S&P II centers on the publication in 2012 of an article describing an internal study regarding CMBS Criteria. Specifically, the article depicted what it called an average commercial mortgage loan pool losses of about 20% under Great Depression levels of economic stress. The article was based on significant assumptions that were not disclosed. The firm also failed to accurately describe certain aspects of its 2012 CMBS Criteria used to determine credit ratings on 25 CF CMBS between October 2012 and 2014. The Order alleges violations of Exchange Act Section 17(a)(1) and Rule 17g-2(a)(6) which requires NRSROs to make and retain books and records which are complete and that document the established procedures and methodologies used to determine ratings. S&P resolved the proceeding by agreeing to certain undertakings and consenting to the entry of a cease and desist order based on the Section and Rule cited in the Order. In addition, the firm agreed to pay a civil penalty of $15 million.

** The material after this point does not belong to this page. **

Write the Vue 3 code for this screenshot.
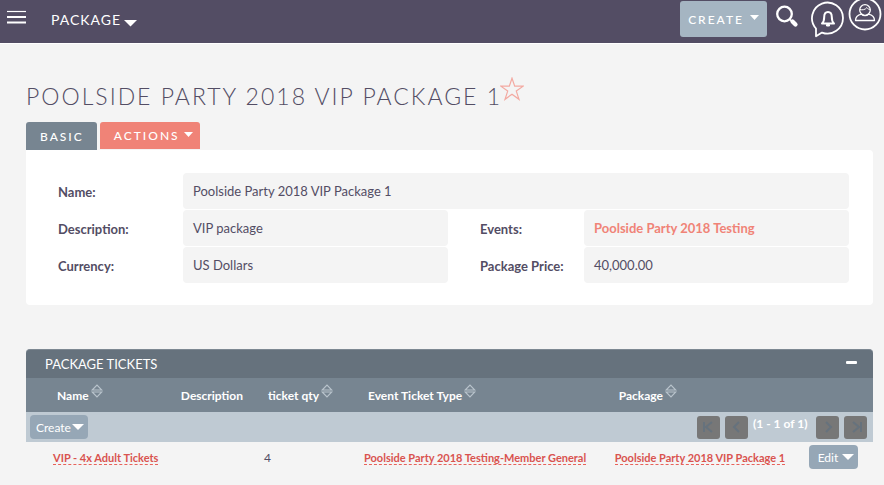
<script setup>
import { ref } from 'vue'

const fields = [
  { label: 'Name:', value: 'Poolside Party 2018 VIP Package 1', wide: true },
  { label: 'Description:', value: 'VIP package' },
  { label: 'Events:', value: 'Poolside Party 2018 Testing', link: true },
  { label: 'Currency:', value: 'US Dollars' },
  { label: 'Package Price:', value: '40,000.00' },
]

const columns = [
  { title: 'Name', sortable: true },
  { title: 'Description', sortable: false },
  { title: 'ticket qty', sortable: true },
  { title: 'Event Ticket Type', sortable: true },
  { title: 'Package', sortable: true },
]

const tickets = [
  {
    name: 'VIP - 4x Adult Tickets',
    description: '',
    qty: 4,
    type: 'Poolside Party 2018 Testing-Member General',
    pack: 'Poolside Party 2018 VIP Package 1',
  },
]

const open = ref(true)
</script>

<template>
  <div class="page">
    <header class="topbar">
      <button class="icon-btn menu" aria-label="Menu">
        <svg width="20" height="14" viewBox="0 0 20 14"><path d="M0 1.500h19" stroke="#fff" stroke-width="1.200" /><path d="M0 7h19M0 12.500h19" stroke="#fff" stroke-width="2" /></svg>
      </button>
      <button class="module">
        PACKAGE
        <svg class="module-caret" width="13" height="7" viewBox="0 0 13 7"><path d="M0 0h13L6.500 6.500z" fill="#fff" /></svg>
      </button>
      <div class="tools">
        <button class="create">
          CREATE
          <svg class="caret" width="9" height="5" viewBox="0 0 9 5"><path d="M0 0h9L4.500 5z" fill="#fff" /></svg>
        </button>
        <button class="icon-btn search" aria-label="Search">
          <svg width="24" height="24" viewBox="0 0 24 24" fill="none" stroke="#fff">
            <circle cx="9.500" cy="9" r="7.300" stroke-width="2.300" />
            <path d="M14.500 14l2.500 2.500" stroke-width="1.600" />
            <path d="M17.500 16.500l3 3" stroke-width="4.200" stroke-linecap="round" />
          </svg>
        </button>
        <button class="icon-btn bell" aria-label="Notifications">
          <svg width="34" height="37" viewBox="0 0 34 37" fill="none" stroke="#fff" stroke-width="1.800">
            <path d="M5 27.500A15.500 15.500 0 1 1 11 31.600L5 35.300z" stroke-linejoin="round" />
            <path d="M11 22.500c1.800-1.500 2.200-3 2.200-6.500 0-3 1.500-5 3.800-5s3.800 2 3.800 5c0 3.500.4 5 2.200 6.500z" stroke-width="2" stroke-linejoin="round" />
            <path d="M15.500 23.500h3v1.500h-3z" fill="#fff" stroke-width="1" />
          </svg>
        </button>
        <button class="icon-btn user" aria-label="Profile">
          <svg width="34" height="34" viewBox="0 0 34 34" fill="none" stroke="#fff">
            <circle cx="17" cy="17" r="15.500" stroke-width="1.800" />
            <circle cx="17" cy="13" r="5.300" stroke-width="1.300" />
            <path d="M12 12.500c2.300.8 5.300.2 6.800-1.900 1 1.400 2.200 1.900 3.400 1.900" stroke-width="1" />
            <path d="M7.500 23.500c0-3.800 2.500-5.500 6-6.300 2 1.900 5 1.900 7 0 3.500.8 6 2.500 6 6.300z" stroke-width="1.300" stroke-linejoin="round" />
          </svg>
        </button>
      </div>
    </header>

    <main class="content">
      <div class="heading">
        <h1>POOLSIDE PARTY 2018 VIP PACKAGE 1</h1>
        <button class="icon-btn star" aria-label="Favorite">
          <svg width="24" height="24" viewBox="0 0 24 24" fill="none" stroke="#f3a9a1" stroke-width="1.200">
            <path d="M12 1.200l2.700 8h8.500l-6.900 4.900 2.700 8.200-7-5.100-7 5.100 2.700-8.200L.8 9.200h8.500z" />
          </svg>
        </button>
      </div>

      <nav class="tabs">
        <button class="tab basic">BASIC</button>
        <button class="tab actions">
          ACTIONS
          <svg class="caret" width="9" height="5" viewBox="0 0 9 5"><path d="M0 0h9L4.500 5z" fill="#fff" /></svg>
        </button>
      </nav>

      <dl class="card">
        <div v-for="f in fields" :key="f.label" class="field" :class="{ wide: f.wide }">
          <dt>{{ f.label }}</dt>
          <dd>
            <a v-if="f.link" href="#">{{ f.value }}</a>
            <template v-else>{{ f.value }}</template>
          </dd>
        </div>
      </dl>

      <section class="panel">
        <div class="panel-head">
          <h2>PACKAGE TICKETS</h2>
          <button class="icon-btn" aria-label="Collapse" @click="open = !open">
            <svg width="12" height="12" viewBox="0 0 12 12"><rect x="1" y="3" width="11" height="3" rx="1" fill="#fff" /></svg>
          </button>
        </div>
        <table v-if="open">
          <colgroup>
            <col class="c-name" /><col class="c-desc" /><col class="c-qty" /><col class="c-type" /><col class="c-pack" /><col class="c-edit" />
          </colgroup>
          <thead>
            <tr>
              <th v-for="c in columns" :key="c.title" scope="col">
                <span class="th-label">
                  {{ c.title }}
                  <svg v-if="c.sortable" class="sort" width="12" height="14" viewBox="0 0 12 14" fill="none" stroke="#b9c4cc" stroke-width="1.100">
                    <path d="M1.200 6L6 1l4.800 5zM1.200 8L6 13l4.800-5z" />
                  </svg>
                </span>
              </th>
              <td></td>
            </tr>
            <tr class="toolbar">
              <td colspan="6">
                <div class="bar">
                  <button class="small">
                    Create<svg width="12" height="6" viewBox="0 0 12 6"><path d="M0 0h12L6 6z" fill="#fff" /></svg>
                  </button>
                  <div class="pager">
                    <button disabled aria-label="First page"><svg viewBox="0 0 12 12"><path d="M1 1v10M9 1L3 6l6 5" /></svg></button>
                    <button disabled aria-label="Previous page"><svg viewBox="0 0 12 12"><path d="M8 1L3 6l5 5" /></svg></button>
                    <span>(1 - 1 of 1)</span>
                    <button disabled aria-label="Next page"><svg viewBox="0 0 12 12"><path d="M4 1l5 5-5 5" /></svg></button>
                    <button disabled aria-label="Last page"><svg viewBox="0 0 12 12"><path d="M3 1l6 5-6 5M11 1v10" /></svg></button>
                  </div>
                </div>
              </td>
            </tr>
          </thead>
          <tbody>
            <tr v-for="t in tickets" :key="t.name">
              <td><a href="#">{{ t.name }}</a></td>
              <td>{{ t.description }}</td>
              <td>{{ t.qty }}</td>
              <td><a href="#">{{ t.type }}</a></td>
              <td><a href="#">{{ t.pack }}</a></td>
              <td>
                <button class="small edit">
                  Edit<svg width="12" height="6" viewBox="0 0 12 6"><path d="M0 0h12L6 6z" fill="#fff" /></svg>
                </button>
              </td>
            </tr>
          </tbody>
        </table>
      </section>
    </main>
  </div>
</template>

<style>
body {
  background: #f4f4f4;
}
</style>

<style scoped>
.page {
  font-family: Lato, sans-serif;
  font-size: 13px;
  color: #534d64;
}
button {
  font: inherit;
  color: #fff;
  border: 0;
  margin: 0;
  padding: 0;
  cursor: pointer;
}
svg {
  display: block;
  flex: none;
}
.icon-btn {
  background: none;
}
.topbar {
  display: flex;
  align-items: flex-start;
  height: 44px;
  padding-left: 7px;
  background: #534d64;
  border-bottom: 1px solid #fff;
  box-sizing: border-box;
  overflow: hidden;
}
.menu {
  padding-top: 10px;
}
.module {
  display: flex;
  align-items: center;
  gap: 3px;
  margin-left: 24px;
  height: 38px;
  background: none;
  font-size: 14px;
  letter-spacing: 1px;
}
.module-caret {
  margin-top: 8px;
}
.tools {
  display: flex;
  align-items: flex-start;
  margin-left: auto;
  padding-right: 2px;
}
.create {
  display: flex;
  align-items: center;
  gap: 6px;
  height: 36px;
  margin-top: 1px;
  padding: 0 8px;
  background: #a5b5c2;
  border-radius: 3px;
  font-size: 12px;
  font-weight: 500;
  letter-spacing: 2px;
}
.caret {
  margin-bottom: 3px;
}
.search {
  padding: 5px 0 0 8px;
}
.bell {
  padding: 1px 0 0 12px;
}
.user {
  margin: -3px 0 0 3px;
}
.content {
  padding: 34px 11px 0 26px;
}
.heading {
  display: flex;
  align-items: flex-start;
}
h1 {
  margin: 0;
  font-size: 23px;
  line-height: 36px;
  font-weight: 300;
  letter-spacing: 2px;
}
.star {
  margin: -1px 0 0 -2px;
}
.tabs {
  display: flex;
  align-items: flex-start;
  gap: 3px;
  margin-top: 8px;
}
.tab {
  display: flex;
  align-items: center;
  height: 27px;
  padding: 0 13px 0 14px;
  border-radius: 3px 3px 0 0;
  font-size: 12px;
  font-weight: 500;
  letter-spacing: 2px;
}
.basic {
  height: 28px;
  background: #778591;
}
.actions {
  gap: 4px;
  padding-right: 7px;
  background: #f08377;
}
.card {
  display: grid;
  grid-template-columns: 390fr 401fr;
  row-gap: 1px;
  margin: 0;
  padding: 23px 24px 22px 32px;
  background: #fff;
  border-radius: 0 4px 4px 4px;
}
.field {
  display: grid;
  grid-template-columns: 125fr 265fr;
  line-height: 36px;
}
.field:nth-child(odd) {
  grid-template-columns: 136fr 265fr;
}
.field:nth-child(odd) dt {
  padding-left: 32px;
}
.field.wide {
  grid-column: 1 / -1;
  grid-template-columns: 125fr 666fr;
}
.field.wide dt {
  padding-left: 0;
}
dt {
  font-weight: 700;
  line-height: 38px;
  height: 36px;
}
dd {
  margin: 0;
  padding: 0 10px;
  background: #f4f4f4;
  border-radius: 4px;
}
a {
  text-decoration: none;
}
dd a {
  color: #f08377;
  font-weight: 700;
}
.panel {
  margin-top: 44px;
}
.panel-head {
  display: flex;
  align-items: center;
  justify-content: space-between;
  height: 28px;
  padding: 0 16px 0 19px;
  background: #66727d;
  border-top: 1px solid #7d8892;
  border-radius: 4px 4px 0 0;
}
h2 {
  margin: 0;
  color: #fff;
  font-size: 13px;
  font-weight: 400;
}
table {
  width: 100%;
  table-layout: fixed;
  border-collapse: collapse;
  font-size: 12px;
}
.c-name { width: 17.100%; }
.c-desc { width: 10.300%; }
.c-qty { width: 11.800%; }
.c-type { width: 29.600%; }
.c-pack { width: 22.900%; }
.c-edit { width: 8.300%; }
thead tr {
  height: 34px;
  background: #778591;
}
th {
  padding: 0 0 0 10px;
  color: #fff;
  text-align: left;
  font-weight: 700;
  white-space: nowrap;
}
th:first-child {
  padding-left: 31px;
}
.th-label {
  display: flex;
  align-items: center;
  gap: 2px;
}
.sort {
  margin-bottom: 8px;
}
thead .toolbar {
  height: 30px;
  background: #bfcad3;
}
td {
  padding: 0 0 0 6px;
  white-space: nowrap;
}
tbody td:first-child {
  padding-left: 27px;
}
tbody tr {
  height: 30px;
}
td a {
  color: #d9534f;
  font-size: 11px;
  font-weight: 700;
  border-bottom: 1px dashed #e8625a;
}
.toolbar td {
  padding: 0 6px 0 4px;
}
.bar,
.pager {
  display: flex;
  align-items: center;
}
.bar {
  justify-content: space-between;
}
.small {
  display: flex;
  align-items: center;
  gap: 1px;
  height: 24px;
  padding: 0 4px 0 6px;
  background: #96a7b6;
  border-radius: 4px;
}
.edit {
  gap: 4px;
  padding-left: 9px;
}
.pager {
  gap: 5px;
}
.pager button {
  display: flex;
  align-items: center;
  justify-content: center;
  width: 23px;
  height: 23px;
  background: #777;
  border-radius: 3px;
}
.pager button svg {
  width: 12px;
  height: 12px;
  fill: none;
  stroke: #66727d;
  stroke-width: 2;
}
.pager span {
  width: 58px;
  padding-bottom: 7px;
  color: #fff;
  font-weight: 700;
}
</style>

S&P III is based on the failure of the firm to maintain and enforce internal controls regarding changes made to an assumption used in evaluating certain RMBS. S&P self reported this issue to the SEC and took voluntary steps to remediate the issue. The Order alleges violations of Exchange Act Section 15E(c)(3)(A) regarding internal controls and the related rules. The firm resolved the proceeding by consenting to certain undertakings which include developing measures to enhance its written polices and procedures and internal control structure. The firm also agreed to the entry of a cease and desist order based on the Section and Rules cited in the Order and to a censure. The firm will pay a penalty of $1 million.
The Barara Duka proceeding alleges that she was responsible for the actions of the analytical group within S&P that analyzed and assigned ratings to new issues of CMBS. It alleges violations of Securities Act Section 17(a) and Exchange Act Section 10(b) and certain related rules. The proceeding will be set for hearing.